Uma mentira em cima da outra
Nos primeiros dias deste mês, em depoimento à Polícia Federal, Bolsonaro disse que as joias no valor de 16,5 milhões de reais ofertadas pela ditadura da Arábia Saudita a Michelle, sua mulher, seriam incorporadas ao acervo do Estado brasileiro.
Após as joias serem apreendidas pela Receita Federal porque não foram declaradas à sua chegada, ele então tentou reavê-las até o último dia do seu mandato só para poupar o Brasil da vergonha de ter que leiloar um presente que recebera de outro país. É o que manda a lei.
A verdade é outra. O ex-assessor de Bolsonaro, tenente Cleiton Henrique Holzschuk, contou à Polícia Federal ter sido informado pelo tenente-coronel Mauro Cesar Barbosa Cid que as joias iriam para o “acervo pessoal” de Bolsonaro, não para o acervo do Estado.
Holzschuk trabalhava com Mauro Cid, que foi ajudante de ordens e uma espécie de faz-tudo de Bolsonaro. Consta do seu depoimento que, entre os dias 28 e 29 de dezembro último, quando Bolsonaro estava pronto para voar aos Estados Unidos,
“(…) foi falado pelo tenente-coronel Cid durante as conversas de WhatsApp relatadas que as joias iriam para o acervo pessoal do presidente da República”.
Por encomenda de Cid, Holzschuk escolheu o sargento da Marinha Jairo Moreira da Silva para ir buscar as joias no Aeroporto de Guarulhos, em São Paulo, onde elas repousavam no fundo de um cofre da Receita. O sargento voltaria de mãos abanando.
Ao mesmo tempo, Holzschuk entrou em contato com a secretária da Ajudância de Ordens, Priscilla Esteves das Chagas de Lima, para que adiantasse os documentos necessários de modo a concluir o trâmite de recebimento do presente por Bolsonaro.
Militar da Aeronáutica, Priscilla revelou à Polícia Federal que fez o que Holzschuk ordenou. Segundo ela, o ofício relatava que o “presente” havia sido transferido para a “posse do Presidente da República como presente pessoal e não institucional”.
Mas como as joias acabaram ficando onde estavam… Disse Priscilla que Holzschuk determinou que ela apagasse o ofício e os demais documentos. Priscila guardou o áudio onde ele afirma a certa altura:
“Aí, na segunda-feira [2 de janeiro] a gente tem que ver aí como é que faz pra excluir aí o ofício, excluir a documentação que a gente fez com relação ao recebimento desse material, beleza?”.
Ou seja: era preciso apagar qualquer evidência de que Bolsonaro pretendia apoderar-se das joias de Michelle para incorporá-las ao patrimônio do casal.
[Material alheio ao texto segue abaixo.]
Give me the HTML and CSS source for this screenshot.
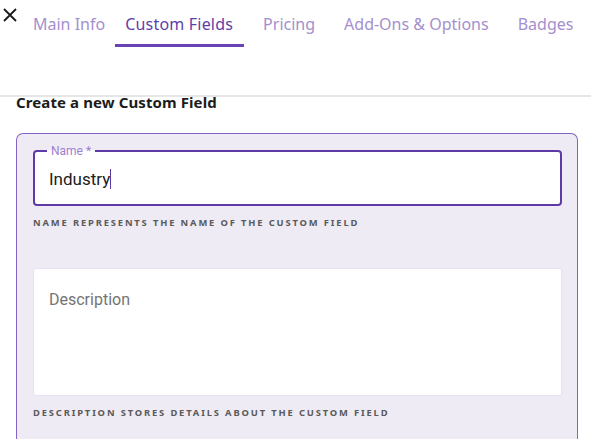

Está na lei que todos os presentes recebidos por um presidente, inclusive os entregues por autoridades estrangeiras,
“devem ser considerados públicos, com exceção de itens de natureza personalíssima ou de consumo direto”.
Bolsonaro, portanto, mentiu à Polícia Federal. Não foi a primeira vez, e não será a última.